La gauche est puissante dans les esprits, car malgré ses nombreux défauts, elle n’a pas déserté le terrain des idées.

La gauche n’a pas le monopole de l’idéal. Aujourd’hui, nombre de mes camarades s’étonnent de « l’influence des idées de gauche en France ». Crédules créatures, découvrant la plus puissante des propagandes, le philtre d’amour politique par excellence, l’alpha et l’oméga de la grande mascarade politique : le rêve. La gauche est puissante dans les esprits, car malgré ses nombreux défauts, elle n’a pas déserté le terrain des idées. Pire, elle y règne en maître depuis la débâcle de la droite au 20ème siècle. Par pitié, ne m’opposez pas le si classique « la droite aussi produit des idées !», vous savez aussi bien que moi que non. La droite ne produit plus d’idées, au pire elle repeint de vieux poncifs technocratiques, au mieux elle importe directement les discours des Républicains d’outre-atlantique. « Libéraliser l’économie », « reformer le tissu social », « renforcer le socle républicain », bien que chargés de bonnes intentions, assumez que ces poncifs ne font plus rêver personne depuis trois générations. 

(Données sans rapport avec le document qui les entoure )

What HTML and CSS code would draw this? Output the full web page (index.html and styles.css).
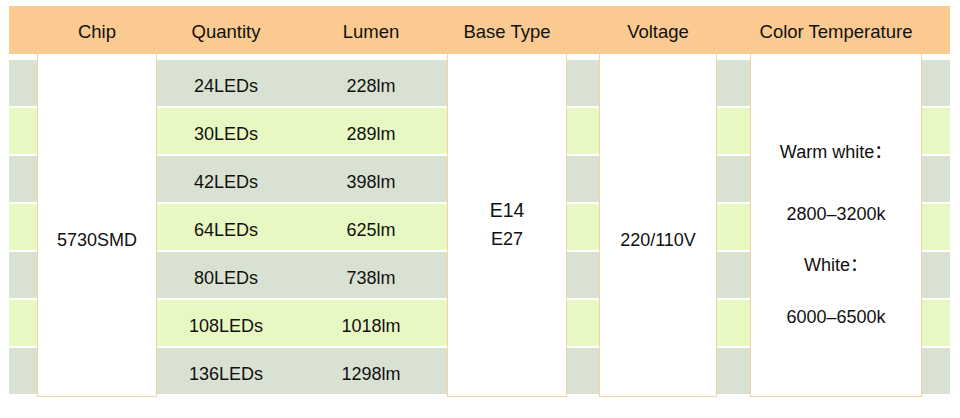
FILE: index.html
```html
<!DOCTYPE html>
<html>
<head>
<meta charset="utf-8">
<link rel="stylesheet" href="styles.css">
</head>
<body>
<div class="spec">
  <div class="head">
    <div class="h c-chip">Chip</div>
    <div class="h c-qty">Quantity</div>
    <div class="h c-lum">Lumen</div>
    <div class="h c-base">Base Type</div>
    <div class="h c-volt">Voltage</div>
    <div class="h c-temp">Color Temperature</div>
  </div>
  <div class="body">
    <div class="stripes">
      <div class="row gray"><div class="cell c-qty">24LEDs</div><div class="cell c-lum">228lm</div></div>
      <div class="row green"><div class="cell c-qty">30LEDs</div><div class="cell c-lum">289lm</div></div>
      <div class="row gray"><div class="cell c-qty">42LEDs</div><div class="cell c-lum">398lm</div></div>
      <div class="row green"><div class="cell c-qty">64LEDs</div><div class="cell c-lum">625lm</div></div>
      <div class="row gray"><div class="cell c-qty">80LEDs</div><div class="cell c-lum">738lm</div></div>
      <div class="row green"><div class="cell c-qty">108LEDs</div><div class="cell c-lum">1018lm</div></div>
      <div class="row gray"><div class="cell c-qty">136LEDs</div><div class="cell c-lum">1298lm</div></div>
    </div>
    <div class="panel c-chip low">5730SMD</div>
    <div class="panel c-base stack">
      <div class="big">E14</div>
      <div class="small">E27</div>
    </div>
    <div class="panel c-volt low">220/110V</div>
    <div class="panel c-temp temps">
      <div class="t t1">Warm white：</div>
      <div class="t t2">2800–3200k</div>
      <div class="t t3">White：</div>
      <div class="t t4">6000–6500k</div>
    </div>
  </div>
</div>
</body>
</html>
```

FILE: styles.css
```css
:root {
  --cols: 28px 120px 138px 152px 120px 32px 118px 33px 172px 28px;
}

html, body {
  margin: 0;
  padding: 0;
  background: #ffffff;
}

body {
  font-family: "Liberation Sans", Arial, "Noto Sans CJK SC", sans-serif;
  color: #111111;
}

.spec {
  width: 941px;
  margin: 6px 0 0 9px;
}

.head {
  display: grid;
  grid-template-columns: var(--cols);
  height: 48px;
  background: #fbca90;
  align-items: center;
}

.h {
  font-size: 18.5px;
  text-align: center;
  white-space: nowrap;
  padding-top: 4px;
}

.c-chip { grid-column: 2; }
.c-qty { grid-column: 3; }
.c-lum { grid-column: 4; }
.c-base { grid-column: 5; }
.c-volt { grid-column: 7; }
.c-temp { grid-column: 9; }

.body {
  display: grid;
  grid-template-columns: var(--cols);
  grid-template-rows: 6px 336px 1px;
}

.stripes {
  grid-column: 1 / -1;
  grid-row: 2;
  display: flex;
  flex-direction: column;
}

.row {
  display: grid;
  grid-template-columns: var(--cols);
  height: 46px;
  margin-bottom: 2px;
  align-items: center;
}

.gray { background: #d9e2d2; }
.green { background: #e8f8c2; }

.cell {
  font-size: 18px;
  text-align: center;
  padding-top: 6px;
}

.panel {
  grid-row: 1 / -1;
  background: #ffffff;
  border: 1px solid #f2d3a4;
  border-top: none;
  display: flex;
  align-items: center;
  justify-content: center;
  font-size: 18px;
}

.low {
  padding-top: 31px;
}

.stack {
  flex-direction: column;
}

.big {
  font-size: 19.5px;
  line-height: 29px;
}

.small {
  font-size: 18px;
  line-height: 29px;
}

.temps {
  flex-direction: column;
  justify-content: flex-start;
  padding-top: 88px;
}

.t {
  line-height: 20px;
  height: 20px;
  white-space: nowrap;
}

.t2 { margin-top: 42px; }
.t3 { margin-top: 31px; }
.t4 { margin-top: 32px; }
```
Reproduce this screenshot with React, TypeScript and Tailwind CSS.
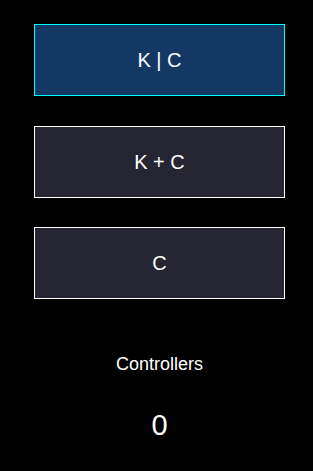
export default function App() {
  const modes = [
    { label: 'K | C', active: true },
    { label: 'K + C', active: false },
    { label: 'C', active: false },
  ];

  return (
    <main
      className="min-h-[471px] w-full bg-black pt-[24px] text-white"
      style={{ fontFamily: '"Liberation Sans", Arial, sans-serif' }}
    >
      <div className="ml-[34px] flex w-[251px] flex-col items-center">
        <div className="flex w-full flex-col gap-[29.5px]">
          {modes.map((m) => (
            <button
              key={m.label}
              type="button"
              className={
                m.active
                  ? 'flex h-[72px] w-full items-center justify-center border border-[#00ffff] bg-[#143864] text-[20px] leading-none text-white'
                  : 'flex h-[72px] w-full items-center justify-center border border-white bg-[#262632] text-[20px] leading-none text-white'
              }
            >
              {m.label}
            </button>
          ))}
        </div>

        <p className="mt-[55px] text-[18px] leading-[21px]">Controllers</p>
        <p className="mt-[34px] text-[29px] leading-[33px]">0</p>
      </div>
    </main>
  );
}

La droite doit rester ce qu’elle est, garder son lien intime avec le réel et sa méfiance vis-à-vis des utopies, mais elle doit aussi apprendre à viser les cœurs au point de les faire battre en proposant plus que sa boucle « sécurité, mérite, ordre, identité ». Cette droite timorée face à l’avenir, ayant oublié sa tradition philosophique radicale et n’invoquant les esprits du passé que pour cacher son absence d’audace prospective, court le risque de sa propre disparition.